— Start of Given material —
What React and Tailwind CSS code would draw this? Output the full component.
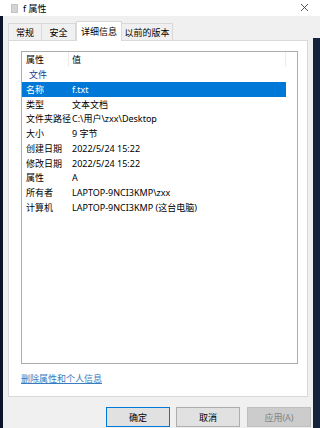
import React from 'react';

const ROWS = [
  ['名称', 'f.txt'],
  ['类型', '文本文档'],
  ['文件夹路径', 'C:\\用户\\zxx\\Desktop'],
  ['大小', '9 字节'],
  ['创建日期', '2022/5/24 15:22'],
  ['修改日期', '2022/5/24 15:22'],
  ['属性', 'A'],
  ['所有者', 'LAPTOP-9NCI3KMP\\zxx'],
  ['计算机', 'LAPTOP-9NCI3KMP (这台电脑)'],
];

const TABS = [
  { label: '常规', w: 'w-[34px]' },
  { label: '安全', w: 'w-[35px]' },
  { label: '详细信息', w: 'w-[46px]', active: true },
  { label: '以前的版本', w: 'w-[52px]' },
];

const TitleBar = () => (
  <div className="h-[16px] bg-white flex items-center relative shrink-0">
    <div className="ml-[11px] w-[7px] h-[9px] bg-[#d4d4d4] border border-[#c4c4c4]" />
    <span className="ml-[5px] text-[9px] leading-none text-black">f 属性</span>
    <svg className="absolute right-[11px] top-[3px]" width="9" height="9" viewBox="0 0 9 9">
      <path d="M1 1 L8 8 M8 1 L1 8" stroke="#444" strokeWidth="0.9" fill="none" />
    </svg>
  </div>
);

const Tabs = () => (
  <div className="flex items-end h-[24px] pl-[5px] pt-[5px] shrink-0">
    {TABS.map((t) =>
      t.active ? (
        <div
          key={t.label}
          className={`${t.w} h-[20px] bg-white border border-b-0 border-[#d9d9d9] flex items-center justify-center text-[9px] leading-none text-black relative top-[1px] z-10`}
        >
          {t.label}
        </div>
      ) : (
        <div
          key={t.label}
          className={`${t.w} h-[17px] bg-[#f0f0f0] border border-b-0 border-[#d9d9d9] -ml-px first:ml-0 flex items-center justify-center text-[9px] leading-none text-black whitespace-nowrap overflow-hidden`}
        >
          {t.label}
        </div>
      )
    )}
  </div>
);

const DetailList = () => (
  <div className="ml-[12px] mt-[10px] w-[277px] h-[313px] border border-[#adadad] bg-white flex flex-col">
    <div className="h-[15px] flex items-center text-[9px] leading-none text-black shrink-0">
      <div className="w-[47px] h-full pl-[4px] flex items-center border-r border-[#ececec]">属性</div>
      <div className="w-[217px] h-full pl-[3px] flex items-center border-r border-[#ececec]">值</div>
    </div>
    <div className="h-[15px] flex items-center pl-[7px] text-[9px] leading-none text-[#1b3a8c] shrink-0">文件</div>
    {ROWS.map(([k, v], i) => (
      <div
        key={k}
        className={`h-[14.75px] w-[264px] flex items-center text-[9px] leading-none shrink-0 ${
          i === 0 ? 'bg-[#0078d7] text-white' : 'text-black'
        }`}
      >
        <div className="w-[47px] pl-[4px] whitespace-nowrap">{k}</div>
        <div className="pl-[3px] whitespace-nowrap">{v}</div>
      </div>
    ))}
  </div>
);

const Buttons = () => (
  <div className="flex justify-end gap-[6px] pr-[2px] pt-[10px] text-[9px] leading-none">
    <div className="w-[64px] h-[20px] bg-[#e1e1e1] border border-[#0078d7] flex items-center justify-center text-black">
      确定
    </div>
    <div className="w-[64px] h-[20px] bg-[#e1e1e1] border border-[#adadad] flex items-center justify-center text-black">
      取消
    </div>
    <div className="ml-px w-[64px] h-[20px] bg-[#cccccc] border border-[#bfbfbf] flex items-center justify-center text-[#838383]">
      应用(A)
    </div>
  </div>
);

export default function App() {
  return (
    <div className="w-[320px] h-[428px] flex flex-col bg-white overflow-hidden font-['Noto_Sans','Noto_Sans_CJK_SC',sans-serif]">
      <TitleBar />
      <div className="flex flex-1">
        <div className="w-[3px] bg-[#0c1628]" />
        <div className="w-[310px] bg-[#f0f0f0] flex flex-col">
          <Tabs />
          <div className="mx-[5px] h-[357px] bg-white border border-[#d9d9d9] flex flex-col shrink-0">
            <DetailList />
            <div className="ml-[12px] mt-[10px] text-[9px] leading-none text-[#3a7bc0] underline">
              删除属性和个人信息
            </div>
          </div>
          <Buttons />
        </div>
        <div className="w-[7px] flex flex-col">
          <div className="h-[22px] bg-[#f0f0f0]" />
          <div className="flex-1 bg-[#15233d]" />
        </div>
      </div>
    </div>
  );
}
— End of Given material —
_Work to do_
Quote the full listing above word for word; exclude every picture from the copy.

_Full answer_
What React and Tailwind CSS code would draw this? Output the full component.
import React from 'react';

const ROWS = [
  ['名称', 'f.txt'],
  ['类型', '文本文档'],
  ['文件夹路径', 'C:\\用户\\zxx\\Desktop'],
  ['大小', '9 字节'],
  ['创建日期', '2022/5/24 15:22'],
  ['修改日期', '2022/5/24 15:22'],
  ['属性', 'A'],
  ['所有者', 'LAPTOP-9NCI3KMP\\zxx'],
  ['计算机', 'LAPTOP-9NCI3KMP (这台电脑)'],
];

const TABS = [
  { label: '常规', w: 'w-[34px]' },
  { label: '安全', w: 'w-[35px]' },
  { label: '详细信息', w: 'w-[46px]', active: true },
  { label: '以前的版本', w: 'w-[52px]' },
];

const TitleBar = () => (
  <div className="h-[16px] bg-white flex items-center relative shrink-0">
    <div className="ml-[11px] w-[7px] h-[9px] bg-[#d4d4d4] border border-[#c4c4c4]" />
    <span className="ml-[5px] text-[9px] leading-none text-black">f 属性</span>
    <svg className="absolute right-[11px] top-[3px]" width="9" height="9" viewBox="0 0 9 9">
      <path d="M1 1 L8 8 M8 1 L1 8" stroke="#444" strokeWidth="0.9" fill="none" />
    </svg>
  </div>
);

const Tabs = () => (
  <div className="flex items-end h-[24px] pl-[5px] pt-[5px] shrink-0">
    {TABS.map((t) =>
      t.active ? (
        <div
          key={t.label}
          className={`${t.w} h-[20px] bg-white border border-b-0 border-[#d9d9d9] flex items-center justify-center text-[9px] leading-none text-black relative top-[1px] z-10`}
        >
          {t.label}
        </div>
      ) : (
        <div
          key={t.label}
          className={`${t.w} h-[17px] bg-[#f0f0f0] border border-b-0 border-[#d9d9d9] -ml-px first:ml-0 flex items-center justify-center text-[9px] leading-none text-black whitespace-nowrap overflow-hidden`}
        >
          {t.label}
        </div>
      )
    )}
  </div>
);

const DetailList = () => (
  <div className="ml-[12px] mt-[10px] w-[277px] h-[313px] border border-[#adadad] bg-white flex flex-col">
    <div className="h-[15px] flex items-center text-[9px] leading-none text-black shrink-0">
      <div className="w-[47px] h-full pl-[4px] flex items-center border-r border-[#ececec]">属性</div>
      <div className="w-[217px] h-full pl-[3px] flex items-center border-r border-[#ececec]">值</div>
    </div>
    <div className="h-[15px] flex items-center pl-[7px] text-[9px] leading-none text-[#1b3a8c] shrink-0">文件</div>
    {ROWS.map(([k, v], i) => (
      <div
        key={k}
        className={`h-[14.75px] w-[264px] flex items-center text-[9px] leading-none shrink-0 ${
          i === 0 ? 'bg-[#0078d7] text-white' : 'text-black'
        }`}
      >
        <div className="w-[47px] pl-[4px] whitespace-nowrap">{k}</div>
        <div className="pl-[3px] whitespace-nowrap">{v}</div>
      </div>
    ))}
  </div>
);

const Buttons = () => (
  <div className="flex justify-end gap-[6px] pr-[2px] pt-[10px] text-[9px] leading-none">
    <div className="w-[64px] h-[20px] bg-[#e1e1e1] border border-[#0078d7] flex items-center justify-center text-black">
      确定
    </div>
    <div className="w-[64px] h-[20px] bg-[#e1e1e1] border border-[#adadad] flex items-center justify-center text-black">
      取消
    </div>
    <div className="ml-px w-[64px] h-[20px] bg-[#cccccc] border border-[#bfbfbf] flex items-center justify-center text-[#838383]">
      应用(A)
    </div>
  </div>
);

export default function App() {
  return (
    <div className="w-[320px] h-[428px] flex flex-col bg-white overflow-hidden font-['Noto_Sans','Noto_Sans_CJK_SC',sans-serif]">
      <TitleBar />
      <div className="flex flex-1">
        <div className="w-[3px] bg-[#0c1628]" />
        <div className="w-[310px] bg-[#f0f0f0] flex flex-col">
          <Tabs />
          <div className="mx-[5px] h-[357px] bg-white border border-[#d9d9d9] flex flex-col shrink-0">
            <DetailList />
            <div className="ml-[12px] mt-[10px] text-[9px] leading-none text-[#3a7bc0] underline">
              删除属性和个人信息
            </div>
          </div>
          <Buttons />
        </div>
        <div className="w-[7px] flex flex-col">
          <div className="h-[22px] bg-[#f0f0f0]" />
          <div className="flex-1 bg-[#15233d]" />
        </div>
      </div>
    </div>
  );
}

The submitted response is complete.